José Viñals, the director of the IMF’s monetary and capital markets department, warned of a “super taper tantrum” and spiking yields as the US central bank gets nearer to lifting rates from near-zero levels. “This is going to take place in uncharted territory,” he said in an interview.IMF Chief Economist to the Rescue
In its Global Financial Stability Report, released on Wednesday, the IMF argued that risks have not only risen worldwide, but that they have rotated to parts of the financial world that are harder to monitor — including to the non-bank sector.
Among the key worries are “severe challenges” brewing in the EU life insurance sector amid plunging interest rates in the region. Many policies are offering generous return guarantees that are “unsustainable” in a prolonged low-interest rate environment, the IMF warned, highlighting German and Swedish firms.
In the report, the IMF said a sudden rise of 100 basis points in 10-year Treasury yields was “quite conceivable” once the market wakes up to the possibility of the first rise in official rates in nearly a decade. “Shifts of this magnitude can generate negative shocks globally, especially in emerging market economies,” the IMF said.

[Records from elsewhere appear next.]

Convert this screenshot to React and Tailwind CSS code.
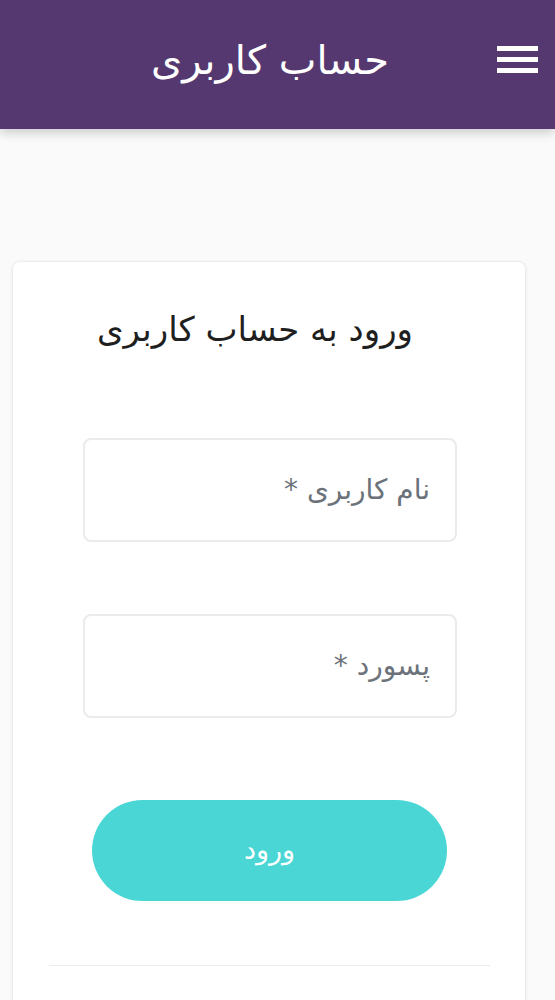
import React from 'react';

const fa = { fontFamily: '"DejaVu Sans", "Noto Sans", sans-serif' };

const Field = ({ label }) => (
  <div className="h-[104px] rounded-lg border-2 border-[#ebebeb] bg-white flex items-center pr-[25px] pl-4">
    <input
      type="text"
      placeholder={label}
      className="w-full bg-transparent text-[28px] text-[#333] placeholder:text-[#6c727a] outline-none text-right"
      style={fa}
      dir="rtl"
    />
  </div>
);

const App = () => {
  return (
    <div className="min-h-screen bg-[#fafafa]" dir="rtl" style={fa}>
      <header className="h-[129px] bg-[#553870] flex items-center shadow-[0_4px_10px_rgba(0,0,0,0.18)]">
        <button className="w-[41px] h-[27px] mr-[17px] mb-[10px] flex flex-col justify-between">
          <span className="block h-[5px] bg-white" />
          <span className="block h-[5px] bg-white" />
          <span className="block h-[5px] bg-white" />
        </button>
        <h1 className="flex-1 text-center text-white text-[40px] leading-[50px] pl-[43px] mb-[10px]">حساب کاربری</h1>
      </header>

      <main className="pt-[132px] pb-10">
        <div className="w-[514px] ml-[12px] mr-auto bg-white rounded-lg border border-[#ececec] shadow-[0_1px_4px_rgba(0,0,0,0.06)] overflow-hidden">
          <h2 className="text-center text-[#1f1f1f] text-[34px] leading-[40px] h-[40px] pt-0 mt-[47px] pr-[28px]">ورود به حساب کاربری</h2>

          <div className="pl-[70px] pr-[68px] mt-[89px] flex flex-col gap-[72px]">
            <Field label="نام کاربری *" />
            <Field label="پسورد *" />
          </div>

          <div className="pl-[79px] pr-[78px] mt-[82px]">
            <button className="w-full h-[101px] rounded-full bg-[#4ad6d5] text-white text-[27px]">ورود</button>
          </div>

          <div className="ml-[36px] mr-[35px] mt-[64px] mb-[60px] border-t border-[#ececec]" />
        </div>
      </main>
    </div>
  );
};

export default App;
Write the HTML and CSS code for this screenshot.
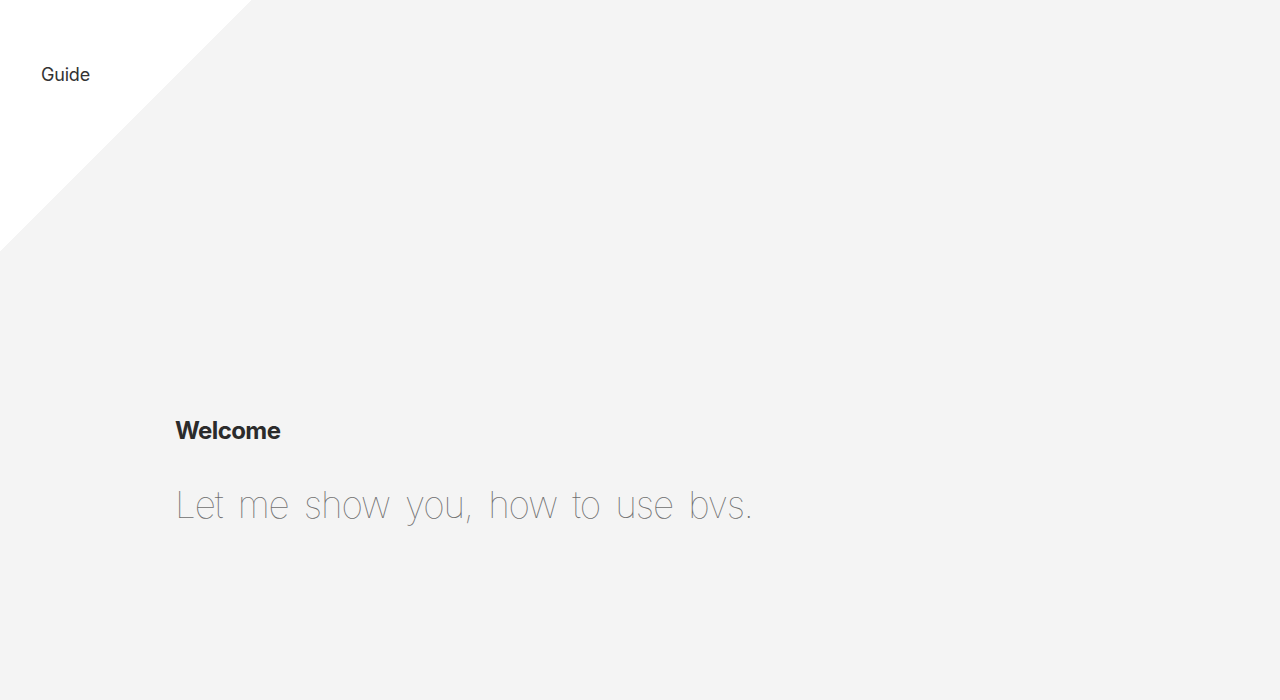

Higher US interest rates could expose particular vulnerabilities in emerging markets where companies have issued large amounts of debt in dollars, the IMF said, adding that between 2007 and 2014 debt had grown faster than GDP in all major emerging markets.
Mr Viñals also laid out a scenario which he called a “Yellen conundrum” in which the central bank is forced to tighten policy more sharply than planned because longer-term interest rates do not respond to hikes in the Fed’s target range. “This exit is a lot more complex to figure out, and this is behind the uncertainty that there is in the markets,” he said.
“You don’t want to just be happy with the fact that borrowing costs are falling and that equity prices are rising and that the euro is depreciating, all of which is good for price stability and growth in the euro area. You also need to unblock the bank credit channel, and for that you need to decisively deal with non-performing loans,” he said.
In many ways, that was one of the more sensible things the IMF has ever published. So what's up?
Not to worry, Olivier Blanchard, the IMF chief economist, came to the rescue with his rebuttal.
Releasing growth forecasts on Tuesday, Olivier Blanchard, the IMF chief economist, said: “I sense the macro risks are smaller than in October — there is no reason for doom and gloom.”
Well, what if the Fed doesn't hike?
How About an UnTaper Tantrum?
I am increasingly convinced the US is headed for recession. In fact, I think it is quite possible recession has already started.
So, can you have a taper tantrum based on hikes that do not occur (or do not occur at the rate that is priced in?)
While pondering that question, here's another: Is it possible the US economy is so weak we have an "UnTaper Tantrum" in the stock market when the Fed doesn't hike (or doesn't hike as much as everyone assumes they will)?
The "UnTaper Tantrum" thesis seems more reasonable to me.